Many fuel cells rely on 4H+/4e reduction of O2 to H2O, the individual steps of which may involve proton-coupled electron transfer (PCET). For example, O2 can bind a metal catalyst and be converted into a surface-bound *OOH on acceptance of H+ and an e. When PCET is operative, a plot of catalytic activity versus substrate binding strength will be volcano-shaped and have a peak at the optimal binding strength. If the catalyst binds *OOH or *OH more weakly than the optimum, then these intermediates may form too slowly. Conversely, if binding is too strong then subsequent reactions become too slow. This give-and-take forms the basis of the Sabatier principle, and, with a volcano peak in sight, one can design an active catalyst by adjusting the composition of an alloy to arrive at the sweet spot for binding strength. The volcano is already mapped out for O2 reduction mediated by Pt alloys in acid, but the reactions in alkaline waters are less well chartered.
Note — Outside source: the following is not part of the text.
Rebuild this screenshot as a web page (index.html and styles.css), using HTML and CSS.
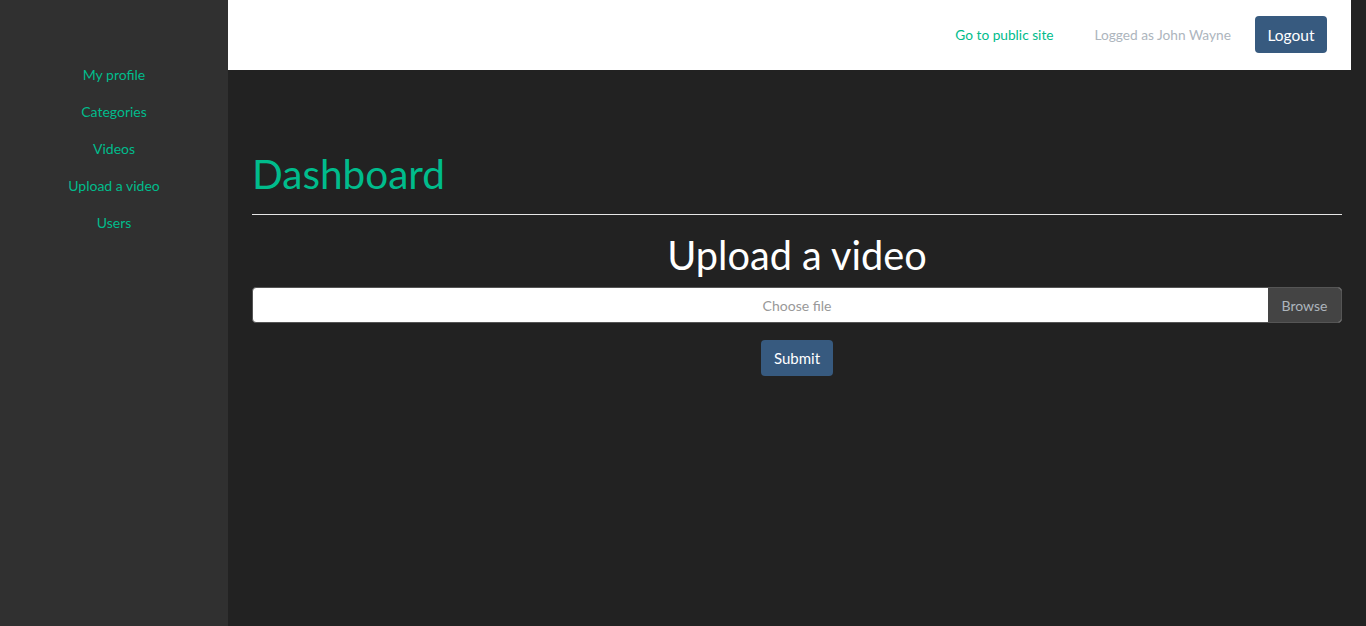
FILE: index.html
```html
<!DOCTYPE html>
<html lang="en">
<head>
<meta charset="utf-8">
<title>Dashboard</title>
<link rel="stylesheet" href="styles.css">
</head>
<body>
<div class="layout">
  <aside class="sidebar">
    <nav class="side-nav">
      <a href="#" class="side-link">My profile</a>
      <a href="#" class="side-link">Categories</a>
      <a href="#" class="side-link">Videos</a>
      <a href="#" class="side-link">Upload a video</a>
      <a href="#" class="side-link">Users</a>
    </nav>
  </aside>
  <div class="main">
    <header class="topbar">
      <a href="#" class="public-link">Go to public site</a>
      <span class="logged">Logged as John Wayne</span>
      <button class="btn btn-primary logout">Logout</button>
    </header>
    <section class="content">
      <h1 class="page-title">Dashboard</h1>
      <hr class="divider">
      <h2 class="section-title">Upload a video</h2>
      <form class="upload-form">
        <div class="file-input">
          <span class="file-label">Choose file</span>
          <span class="file-browse">Browse</span>
        </div>
        <button type="button" class="btn btn-primary submit">Submit</button>
      </form>
    </section>
  </div>
</div>
</body>
</html>
```
FILE: styles.css
```css
* { box-sizing: border-box; }
html, body { margin: 0; padding: 0; height: 100%; }
body {
  background: #222222;
  font-family: Lato, "Open Sans", "Liberation Sans", sans-serif;
  font-size: 14px;
  line-height: 1.5;
  color: #ffffff;
  overflow: hidden;
}
.layout { display: flex; height: 100vh; }
.sidebar {
  width: 228px;
  flex: 0 0 228px;
  background: #303030;
  padding-top: 56px;
}
.side-nav { display: flex; flex-direction: column; align-items: center; }
.side-link {
  display: block;
  padding: 8px 16px;
  color: #00bc8c;
  text-decoration: none;
  font-size: 14px;
  line-height: 21px;
}
.main { flex: 1; display: flex; flex-direction: column; min-width: 0; }
.topbar {
  height: 70px;
  background: #ffffff;
  margin-right: 15px;
  display: flex;
  align-items: center;
  justify-content: flex-end;
  padding: 0 24px 1px 0;
}
.public-link {
  color: #00bc8c;
  text-decoration: none;
  font-size: 13.7px;
  margin-right: 41px;
  padding-top: 2px;
}
.logged {
  color: #adb5bd;
  font-size: 13.7px;
  margin-right: 24px;
  padding-top: 2px;
}
.btn {
  font-family: inherit;
  border: none;
  border-radius: 4px;
  cursor: pointer;
  color: #ffffff;
}
.btn-primary { background: #375a7f; }
.logout {
  height: 37px;
  padding: 1px 12.5px 0;
  font-size: 15.5px;
  line-height: 36px;
}
.content { padding: 0 24px; }
.page-title {
  margin: 80px 0 16px;
  font-size: 40.5px;
  font-weight: 400;
  line-height: 48px;
  color: #00bc8c;
}
.divider {
  margin: 0;
  border: none;
  border-top: 1px solid #e6e6e6;
  height: 0;
}
.section-title {
  margin: 16px 0 8px;
  font-size: 39.7px;
  font-weight: 400;
  line-height: 48px;
  text-align: center;
  color: #ffffff;
}
.upload-form { display: flex; flex-direction: column; align-items: center; }
.file-input {
  position: relative;
  width: 100%;
  height: 36px;
  display: flex;
  align-items: center;
  justify-content: center;
  background: #ffffff;
  border-radius: 4px;
  border: 1px solid #555555;
  overflow: hidden;
}
.file-label {
  color: #999999;
  font-size: 14px;
}
.file-browse {
  position: absolute;
  top: 0;
  right: 0;
  bottom: 0;
  width: 73px;
  background: #444444;
  color: #adb5bd;
  display: flex;
  align-items: center;
  justify-content: center;
  font-size: 14px;
}
.submit {
  margin-top: 17px;
  height: 36px;
  padding: 0 13px;
  font-size: 15px;
}
```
Reporting in Angewandte Chemie International Edition, a team led by Maria Escudero-Escribano and Ifan Stephens found that such a volcano does indeed exist in basic conditions.

Perturbing the binding strength of oxygenic intermediates to Pt(111) can be achieved by alloying it with another metal. For example, Cu is readily electrodeposited onto single crystal Pt(111), and migrates into the second layer upon annealing under H2, as confirmed by angle resolved X-ray photoelectron spectroscopy. The Cu atoms perturb the electronic structure of the Pt catalytic sites, and cyclic voltammetry of electrodes covered with the alloys in N2-saturated pH 13 solution (0.1 M KOH) show that introducing Cu increases the potential of a wave at 0.6 V associated with the adsorption of *OH or *O groups. This anodic shift indicates that Cu destabilizes *OH and other intermediates, a result corroborated by density functional theory calculations.

Credit: Rachael Tremlett/Macmillan Publishers Limited

With Pt(111)–Cu alloys of varying composition in hand, the team had materials that could bind *OH with a variety of strengths. To identify the optimal strength, the team performed voltammetry on each alloy-covered electrode in the presence of O2, whose transport to the electrode was ensured by rotating the latter at 1600 rpm. Comparing the data for the alloys at 0.9 V versus the reversible hydrogen electrode, the alloy with 0.77 monolayer Cu emerged as the best catalyst, affording a catalytic current density of 100 mA cm−2. This catalyst binds *OH (0.1 eV) more weakly than Pt(111) does, a shift identical to that observed at pH 1. “If you assume all the charge transfer steps in the reaction involve PCET, then the thermodynamics of each step should be pH independent,” explain the authors. Thus, PCET is operative not only at low pH but also at high pH, dispelling any thought of a mechanism involving proton-decoupled electron transfer and intermediates such as O2.

If you assume all the charge transfer steps in the reaction involve PCET, then the thermodynamics of each step should be pH independent

The universality of the O2 reduction mechanism mediated by Pt alloys means we have the design principles to improve on Pt–Ni and Pt–Co alloys presently used in vehicles. Yet, catalytic rates depend not only on a material's redox potentials and substrate binding strength, but also on variables such as local pH and stability. Moreover, specific electrolyte–intermediate interactions can also be important, and account for the higher activity of Pt(111)–Cu in KOH solution relative to that in NaOH solution, as well as the low activity of Au(100) in acid. Escudero-Escribano, Stephens and co-workers also identified other outliers — catalysts that gave data far from the two diagonal lines that define the volcano. For example, stepped Pt surfaces exhibit lower activity than Pt(111) despite binding *OH more weakly. “This suggests that there is an additional barrier to the protonation of these species on stepped surfaces, possibly associated with solvent reorganization,” posit the authors. But this gap in our understanding is less important than a key remaining problem: reducing O2 in base means that we need a catalyst to oxidize a fuel such as H2 under similar conditions. Whatever the pH one chooses to operate at, it is only through systematic studies of cathodic and anodic reactions, as well as development of suitable ion-conducting membranes, that will we develop optimal fuel cell technologies.